What to do:
Below are records; work out how many of their lines contain "this" and give only that number.

* Start Dataset excerpts *

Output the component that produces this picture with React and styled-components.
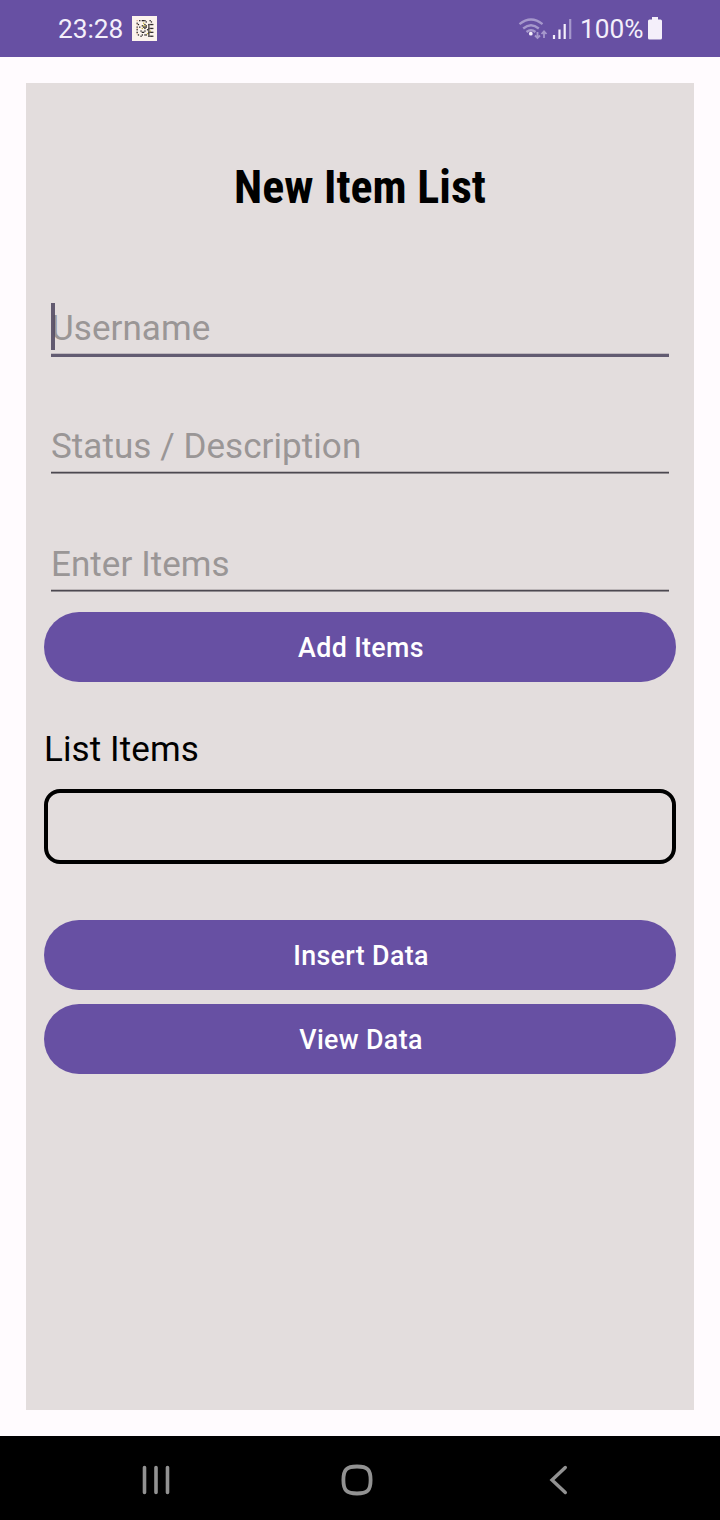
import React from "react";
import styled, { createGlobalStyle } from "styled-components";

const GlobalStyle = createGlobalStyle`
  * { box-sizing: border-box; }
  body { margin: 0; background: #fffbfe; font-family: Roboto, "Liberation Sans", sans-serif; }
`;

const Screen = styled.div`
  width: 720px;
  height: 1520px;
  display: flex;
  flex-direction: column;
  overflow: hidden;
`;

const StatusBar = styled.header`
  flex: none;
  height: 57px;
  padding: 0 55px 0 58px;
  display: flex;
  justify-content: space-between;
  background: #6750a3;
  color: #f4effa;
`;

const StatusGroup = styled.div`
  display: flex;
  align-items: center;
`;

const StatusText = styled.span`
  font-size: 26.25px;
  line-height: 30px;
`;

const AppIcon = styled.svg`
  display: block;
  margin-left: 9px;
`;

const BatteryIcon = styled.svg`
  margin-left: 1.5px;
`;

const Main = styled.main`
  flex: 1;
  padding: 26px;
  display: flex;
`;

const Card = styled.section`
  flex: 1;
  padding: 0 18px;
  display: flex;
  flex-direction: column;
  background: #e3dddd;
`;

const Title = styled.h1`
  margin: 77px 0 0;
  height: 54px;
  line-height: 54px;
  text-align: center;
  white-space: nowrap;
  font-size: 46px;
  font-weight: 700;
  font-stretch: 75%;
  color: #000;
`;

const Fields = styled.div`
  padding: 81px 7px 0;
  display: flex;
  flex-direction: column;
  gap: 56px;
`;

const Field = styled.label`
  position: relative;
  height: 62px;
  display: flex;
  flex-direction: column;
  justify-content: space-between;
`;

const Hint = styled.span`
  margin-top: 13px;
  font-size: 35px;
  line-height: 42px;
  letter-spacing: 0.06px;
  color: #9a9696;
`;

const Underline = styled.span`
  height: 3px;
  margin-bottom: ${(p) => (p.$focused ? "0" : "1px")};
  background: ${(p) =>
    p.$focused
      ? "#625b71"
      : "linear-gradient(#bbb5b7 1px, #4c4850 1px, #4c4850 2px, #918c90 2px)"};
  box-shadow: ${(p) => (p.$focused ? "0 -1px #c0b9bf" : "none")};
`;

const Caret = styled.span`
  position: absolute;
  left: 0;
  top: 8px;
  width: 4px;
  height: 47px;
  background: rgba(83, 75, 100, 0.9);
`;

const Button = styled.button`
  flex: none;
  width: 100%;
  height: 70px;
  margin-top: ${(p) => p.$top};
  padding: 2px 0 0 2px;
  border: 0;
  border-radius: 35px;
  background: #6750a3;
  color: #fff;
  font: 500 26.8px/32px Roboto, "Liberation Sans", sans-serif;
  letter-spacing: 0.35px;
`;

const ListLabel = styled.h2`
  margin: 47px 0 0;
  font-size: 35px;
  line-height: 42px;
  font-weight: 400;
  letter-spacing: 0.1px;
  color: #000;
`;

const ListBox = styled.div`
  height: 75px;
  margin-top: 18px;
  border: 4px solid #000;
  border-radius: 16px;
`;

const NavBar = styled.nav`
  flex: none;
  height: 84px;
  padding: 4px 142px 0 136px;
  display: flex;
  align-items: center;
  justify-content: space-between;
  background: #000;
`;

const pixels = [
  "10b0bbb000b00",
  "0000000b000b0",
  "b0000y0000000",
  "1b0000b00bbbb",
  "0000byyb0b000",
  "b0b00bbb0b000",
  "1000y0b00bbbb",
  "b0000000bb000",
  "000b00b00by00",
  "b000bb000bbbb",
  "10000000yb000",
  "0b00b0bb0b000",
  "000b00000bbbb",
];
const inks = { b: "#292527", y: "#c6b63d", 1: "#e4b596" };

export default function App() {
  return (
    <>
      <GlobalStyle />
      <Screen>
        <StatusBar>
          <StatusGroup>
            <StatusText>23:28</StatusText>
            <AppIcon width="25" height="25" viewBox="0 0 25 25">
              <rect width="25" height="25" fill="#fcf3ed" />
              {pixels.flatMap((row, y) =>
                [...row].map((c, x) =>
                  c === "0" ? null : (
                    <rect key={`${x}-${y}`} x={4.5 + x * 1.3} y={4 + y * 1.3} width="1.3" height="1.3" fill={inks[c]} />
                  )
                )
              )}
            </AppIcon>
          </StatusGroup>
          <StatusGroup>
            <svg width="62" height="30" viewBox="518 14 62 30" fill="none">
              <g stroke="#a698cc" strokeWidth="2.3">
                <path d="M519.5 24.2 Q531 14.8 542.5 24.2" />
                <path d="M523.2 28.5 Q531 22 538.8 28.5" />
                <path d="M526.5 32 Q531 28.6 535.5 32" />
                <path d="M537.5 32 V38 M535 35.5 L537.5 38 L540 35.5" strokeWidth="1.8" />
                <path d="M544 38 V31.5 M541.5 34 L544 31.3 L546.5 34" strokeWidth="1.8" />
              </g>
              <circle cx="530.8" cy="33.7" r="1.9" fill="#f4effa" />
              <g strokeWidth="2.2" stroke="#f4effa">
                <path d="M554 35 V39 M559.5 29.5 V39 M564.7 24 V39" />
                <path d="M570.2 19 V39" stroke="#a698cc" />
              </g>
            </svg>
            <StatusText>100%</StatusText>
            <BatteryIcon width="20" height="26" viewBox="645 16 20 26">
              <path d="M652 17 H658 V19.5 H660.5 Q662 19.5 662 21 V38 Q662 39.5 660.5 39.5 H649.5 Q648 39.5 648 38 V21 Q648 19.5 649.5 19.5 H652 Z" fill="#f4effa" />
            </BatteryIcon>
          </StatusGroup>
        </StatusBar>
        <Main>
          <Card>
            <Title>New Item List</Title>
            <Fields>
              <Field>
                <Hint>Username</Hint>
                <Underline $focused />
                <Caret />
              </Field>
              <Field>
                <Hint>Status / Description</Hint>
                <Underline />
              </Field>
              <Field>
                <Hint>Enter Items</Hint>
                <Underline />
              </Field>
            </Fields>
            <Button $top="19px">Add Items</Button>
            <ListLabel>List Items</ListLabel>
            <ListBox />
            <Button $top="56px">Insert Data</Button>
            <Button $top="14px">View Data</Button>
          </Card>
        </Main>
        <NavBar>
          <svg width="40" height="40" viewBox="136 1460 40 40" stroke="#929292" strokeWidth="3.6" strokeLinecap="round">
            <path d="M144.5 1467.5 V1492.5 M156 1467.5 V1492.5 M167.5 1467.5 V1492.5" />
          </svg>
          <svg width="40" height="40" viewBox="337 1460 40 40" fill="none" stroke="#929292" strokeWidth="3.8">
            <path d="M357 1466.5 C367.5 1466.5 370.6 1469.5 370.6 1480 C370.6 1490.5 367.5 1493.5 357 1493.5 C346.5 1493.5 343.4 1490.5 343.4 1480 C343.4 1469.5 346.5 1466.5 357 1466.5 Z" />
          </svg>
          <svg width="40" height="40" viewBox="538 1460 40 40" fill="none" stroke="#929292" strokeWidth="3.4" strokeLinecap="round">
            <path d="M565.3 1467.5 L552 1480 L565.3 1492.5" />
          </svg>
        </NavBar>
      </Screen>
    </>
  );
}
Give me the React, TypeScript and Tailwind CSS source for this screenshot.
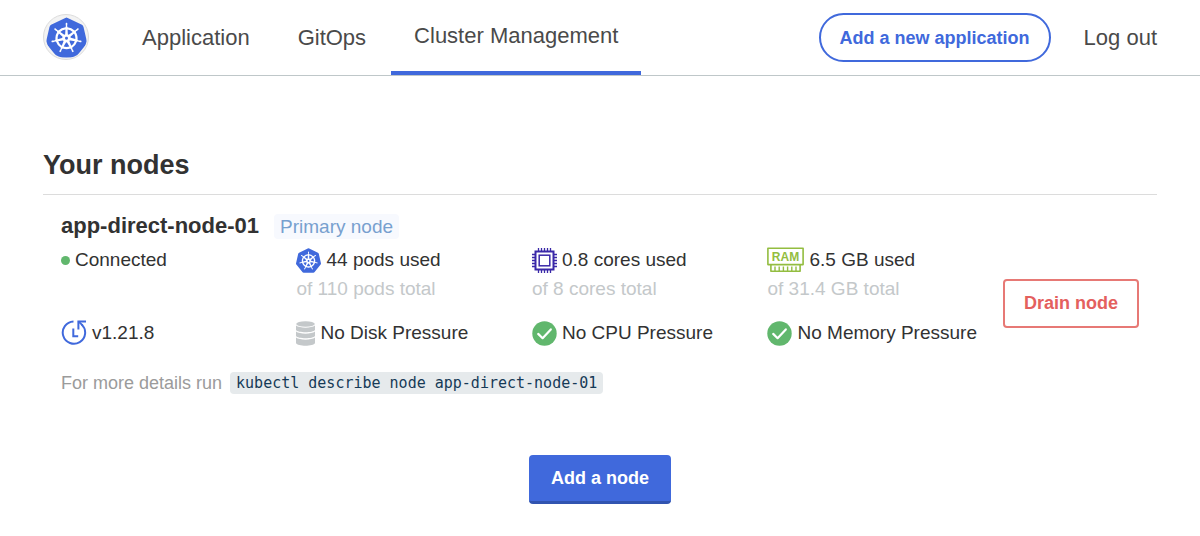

* End Dataset excerpts *

Solution to the exercise:
2